Farah Bashir’s “Rumours of Spring” is a memoir of growing up in Kashmir in the 1990s, which was supposed to be an enthralling, emotional, and early life experience in a military zone.,but it is much more than that.
It is a teenage girl’s journey- of her friends, family, associates, neighbours, and teachers. It is an account of lifestyle affected by the conflicts. It is about women- their daily traumas, rituals, and courageous resistance against stress and fear.
Rumours of Spring is more than just a tale about witnessing riots, gunshots, cries, curfews, and the resulting crime, loss, and damage. It also describes how this aggression has affected human lifestyles, longevity, days and nights, summers and winters, what people talk about, and what they consume.
The author’s faithful girlhood came to an end in the summer of 1989 when she and her sister, ten years older, were caught in the grip of sudden erupted violence, followed by a curfew and a rumour that she is dead. On that day, she fulfilled her desire of getting her first haircut at a good beauty salon.
She didn’t even get enough time to admire her new hairstyle. Before she can overcome that nightmare, the act of pulling out hair in the dead of the night replaced her excitement of having well-groomed coats.
Through the narrative, we can witness some of the most defining images of Kashmir in the 90s. 24/7 curfews, armed militants, protests, slogans, bullets, teargas, dusty military boots are parading the streets during the daily patrols. Men herded into a locality and chased “mukhbirs” while women stayed inside, clearing houses’ mess.
\It informs us of people’s fear and apprehension when family members do not come safely, or when their dead bodies are discovered at home, or when they are trapped in cross-firing, etc. All of these elements can be found in Kashmir.
Feebleness and inability to do something become permanent partners as pervasive militarisation intrudes into private spaces through military crackdowns.
A compelling character portrayed by Farah Bashir is her aunt, who was grief-stricken by the incidents of her house blown off during an encounter in the adjacent building. She gets up every night out of fear and go to the window and salutes the military men patrolling so that they wouldn’t do any harm to her brother’s house.
This memoir also fills a significant gap in feminist literature on Kashmir. It is a must-read for those who desire to learn how women deal with fear, grief, trauma and small desires amidst Kashmir’s conflicts.
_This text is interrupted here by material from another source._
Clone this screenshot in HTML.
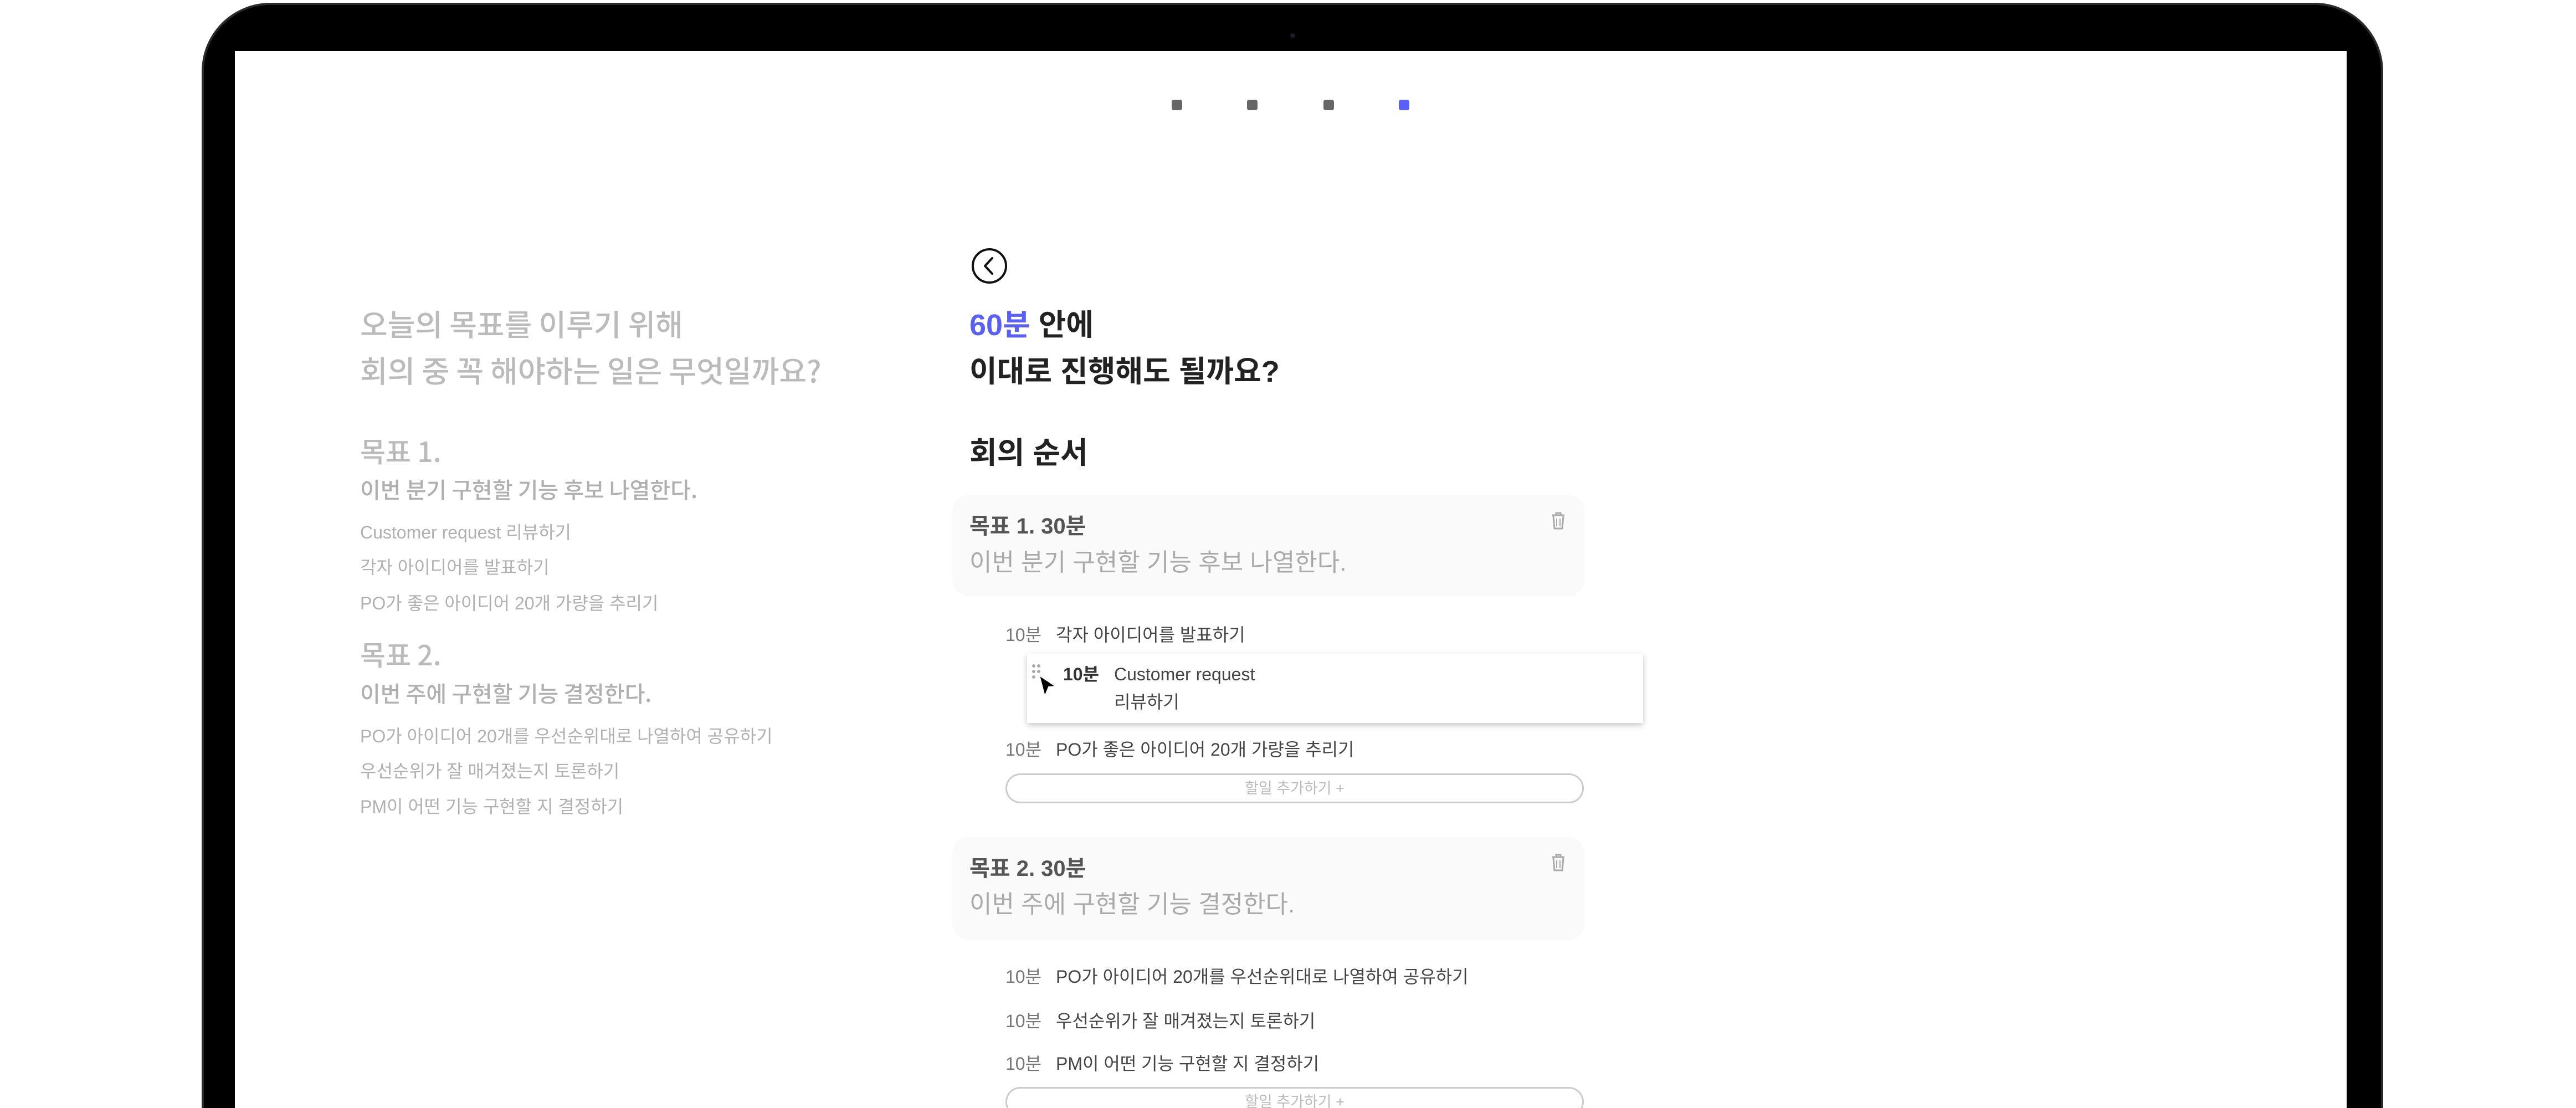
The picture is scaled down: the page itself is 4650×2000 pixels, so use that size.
<!DOCTYPE html>
<html><head><meta charset="utf-8"><style>
*{margin:0;padding:0;box-sizing:border-box}
html{width:4650px;height:2000px;overflow:hidden}
body{width:4650px;height:2000px;background:#fff;position:relative;overflow:hidden;font-family:"Liberation Sans","Noto Sans CJK KR",sans-serif}
.a{position:absolute;white-space:nowrap;line-height:1}
.bezel{position:absolute;left:368px;top:9px;width:3930px;height:1991px;background:#000;border-radius:120px 120px 0 0;box-shadow:0 0 0 4px #2a2a2a}
.screen{position:absolute;left:424px;top:92px;width:3812px;height:1908px;background:#fff}
.dot{position:absolute;top:180px;width:19px;height:19px;border-radius:4px;background:#666}
.card{position:absolute;left:1719px;width:1141px;background:#fafafa;border-radius:30px}
.btn{position:absolute;left:1815px;width:1044px;height:54px;border:3px solid #ccc;border-radius:30px;color:#bbb;font-size:27px;text-align:center;line-height:48px}
.g1{color:#bbb;font-weight:500;font-size:54px;font-family:"Noto Sans CJK KR","Liberation Sans",sans-serif}
.m{color:#555}
.it{font-size:32px;color:#444}
.it b{color:#777;font-weight:400;margin-right:26px}
.lt{font-size:32px;color:#b0b0b0}
</style></head><body>
<div class="bezel"></div>
<div class="screen"></div>
<div class="a" style="left:2329px;top:60px;width:9px;height:9px;border-radius:50%;background:#1a1a2a"></div>
<div class="dot" style="left:2115px"></div>
<div class="dot" style="left:2251px"></div>
<div class="dot" style="left:2389px"></div>
<div class="dot" style="left:2525px;background:#5a5ff5"></div>

<!-- left column -->
<div class="a g1" style="left:650px;top:556px">오늘의 목표를 이루기 위해</div>
<div class="a g1" style="left:650px;top:640px">회의 중 꼭 해야하는 일은 무엇일까요?</div>
<div class="a g1" style="left:650px;top:788px;font-size:50px">목표 1.</div>
<div class="a g1" style="left:650px;top:862px;font-size:40px;color:#b0b0b0">이번 분기 구현할 기능 후보 나열한다.</div>
<div class="a lt" style="left:650px;top:945px">Customer request 리뷰하기</div>
<div class="a lt" style="left:650px;top:1008px">각자 아이디어를 발표하기</div>
<div class="a lt" style="left:650px;top:1073px">PO가 좋은 아이디어 20개 가량을 추리기</div>
<div class="a g1" style="left:650px;top:1155px;font-size:50px">목표 2.</div>
<div class="a g1" style="left:650px;top:1230px;font-size:40px;color:#b0b0b0">이번 주에 구현할 기능 결정한다.</div>
<div class="a lt" style="left:650px;top:1313px">PO가 아이디어 20개를 우선순위대로 나열하여 공유하기</div>
<div class="a lt" style="left:650px;top:1376px">우선순위가 잘 매겨졌는지 토론하기</div>
<div class="a lt" style="left:650px;top:1440px">PM이 어떤 기능 구현할 지 결정하기</div>

<!-- right column -->
<svg class="a" style="left:1753px;top:447px" width="66" height="66" viewBox="0 0 66 66"><circle cx="33" cy="33" r="30" fill="none" stroke="#111" stroke-width="4"/><path d="M38 19 L25 33 L38 47" fill="none" stroke="#111" stroke-width="4" stroke-linecap="round" stroke-linejoin="round"/></svg>
<div class="a" style="left:1750px;top:560px;font-size:54px;font-weight:700;color:#222"><span style="color:#5a5ff5">60분</span> 안에</div>
<div class="a" style="left:1750px;top:644px;font-size:54px;font-weight:700;color:#222">이대로 진행해도 될까요?</div>
<div class="a" style="left:1750px;top:791px;font-size:54px;font-weight:700;color:#222">회의 순서</div>

<div class="card" style="top:893px;height:183px"></div>
<div class="a m" style="left:1750px;top:930px;font-size:40px;font-weight:700">목표 1. 30분</div>
<div class="a" style="left:1750px;top:994px;font-size:44px;color:#aaa">이번 분기 구현할 기능 후보 나열한다.</div>
<svg class="a" style="left:2800px;top:924px" width="26" height="32" viewBox="0 0 26 32"><path d="M2 6h22M9 6V2h8v4M4 8l2 22h14l2-22" fill="none" stroke="#aaa" stroke-width="3"/><path d="M10 12v14M16 12v14" stroke="#aaa" stroke-width="2"/></svg>

<div class="a it" style="left:1815px;top:1130px"><b>10분</b>각자 아이디어를 발표하기</div>
<div class="a" style="left:1854px;top:1180px;width:1112px;height:125px;background:#fff;box-shadow:0 4px 10px rgba(0,0,0,.22)"></div>
<svg class="a" style="left:1862px;top:1198px" width="18" height="30" viewBox="0 0 18 30"><g fill="#aaa"><circle cx="4" cy="4" r="3"/><circle cx="13" cy="4" r="3"/><circle cx="4" cy="14" r="3"/><circle cx="13" cy="14" r="3"/><circle cx="4" cy="24" r="3"/></g></svg>
<svg class="a" style="left:1874px;top:1217px" width="36" height="42" viewBox="0 0 36 42"><path d="M2 2 L32 22 L19 23 L12 40 Z" fill="#000" stroke="#fff" stroke-width="2"/></svg>
<div class="a" style="left:1919px;top:1201px;font-size:32px;font-weight:700;color:#333">10분</div>
<div class="a" style="left:2011px;top:1201px;font-size:32px;color:#444">Customer request</div>
<div class="a" style="left:2011px;top:1251px;font-size:32px;color:#444">리뷰하기</div>
<div class="a it" style="left:1815px;top:1337px"><b>10분</b>PO가 좋은 아이디어 20개 가량을 추리기</div>
<div class="btn" style="top:1396px">할일 추가하기 +</div>

<div class="card" style="top:1510px;height:187px"></div>
<div class="a m" style="left:1750px;top:1548px;font-size:40px;font-weight:700">목표 2. 30분</div>
<div class="a" style="left:1750px;top:1611px;font-size:44px;color:#aaa">이번 주에 구현할 기능 결정한다.</div>
<svg class="a" style="left:2800px;top:1541px" width="26" height="32" viewBox="0 0 26 32"><path d="M2 6h22M9 6V2h8v4M4 8l2 22h14l2-22" fill="none" stroke="#aaa" stroke-width="3"/><path d="M10 12v14M16 12v14" stroke="#aaa" stroke-width="2"/></svg>
<div class="a it" style="left:1815px;top:1747px"><b>10분</b>PO가 아이디어 20개를 우선순위대로 나열하여 공유하기</div>
<div class="a it" style="left:1815px;top:1827px"><b>10분</b>우선순위가 잘 매겨졌는지 토론하기</div>
<div class="a it" style="left:1815px;top:1904px"><b>10분</b>PM이 어떤 기능 구현할 지 결정하기</div>
<div class="btn" style="top:1962px">할일 추가하기 +</div>
</body></html>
It is not just about the unfortunate incident like Kunan Poshpora, dress diktats for women and acid attacks and domestic violence; it also introduces you to the daily negotiating life through the uncomfortable presence of gun-totting men everywhere and their gaze that virtually makes every woman wish they could be “invisibilised”.
It is about a romance, through postal exchanges, short-lived because the post office was burnt down. It acquaints one about the menstrual pains in the silence of the dark night and not daring to get up to look for medicines or go to the bathroom for fear that it could make an unusual sound that might attract the attention of security forces out in the streets.
The narration is blatant, but still, some images and stories could pierce you to the bone, may evoke your humanist, feminist and maternal instincts. Farah poetically and engagingly threaded her stories and experience.
One should better read it slowly, living its every page, every paragraph, every line and every word.